Title: Helianthus Porteri as a Potential Source for Enhancing the Linoleic Acid Concentration in Sunflower Oil

item Seiler, Gerald
item Gulya Jr, Thomas

Submitted to: Meeting Abstract
Publication Type: Abstract Only
Publication Acceptance Date: 10/2/2009
Publication Date: 11/1/2009
Citation: Seiler, G.J., Gulya, T.J. 2009. Helianthus Porteri as a Potential Source for Enhancing the Linoleic Acid Concentration in Sunflower Oil [abstract]. 2009 International Annual Meetings, ASA-CSSA-SSSA, November 1-5, 2009, Pittsburgh, PA [CD-ROM].

Interpretive Summary:

Technical Abstract: Confederate Daisy, or Porter's Golden-Eye, Helianthus porteri, formerly known as Viguiera porteri, is an annual sunflower that was recently transferred to the genus Helianthus. It occurs in and around granite outcroppings in the Piedmont regions of North and South Carolina, Alabama, and Georgia. Wild sunflower species offer the potential to improve the quality of sunflower oil, a key issue in sunflower breeding. High levels of linoleic fatty acid (>720 g/kg) in sunflower oil make it desirable for use in the production of margarines. The objective of the study was to evaluate achene oil of H. porteri for the composition of four major fatty acids: palmitic (16:0), stearic (18:0), oleic (18:1), and linoleic (18:2). Achenes from eight populations collected in Georgia and North Carolina were analyzed.

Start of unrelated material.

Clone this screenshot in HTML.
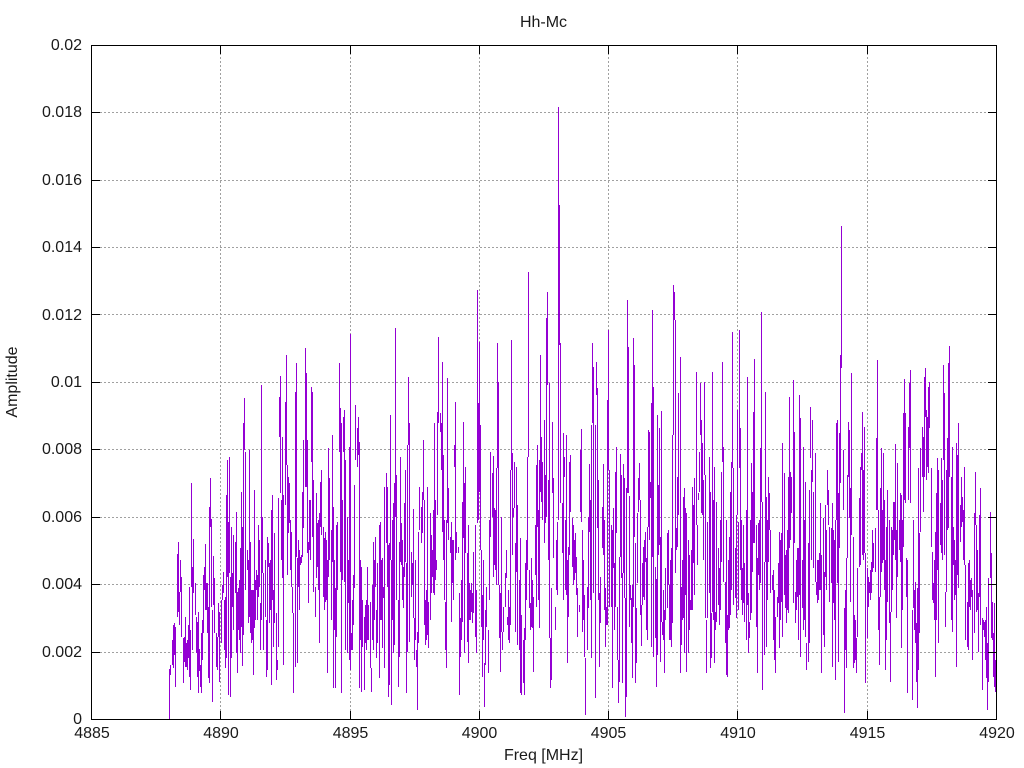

Fatty acid composition was determined using a gas chromatograph on oil extracted from two 10-achene samples for each population converted to methyl esters using an organic catalyzed transesterification method. Oleic acid concentration averaged 65.2 g/kg, which is low compared to typical sunflower oil. This resulted from a high linoleic acid concentration. The 814.9 g/kg average linoleic concentration in H. porteri was the highest observed in any wild species, with one population having a concentration of 830 g/kg. Higher linoleic acid concentrations (>700 g/kg) are generally observed at northern latitudes, while lower values are observed at southern latitudes. Linoleic acid concentrations observed in this study were much higher than one would expect for populations grown in southern latitudes. The high linoleic acid concentration observed in H. porteri has the potential to improve the linoleic concentration in commercial sunflower oil. Further research will be needed to determine the inheritance of the linoleic fatty acid.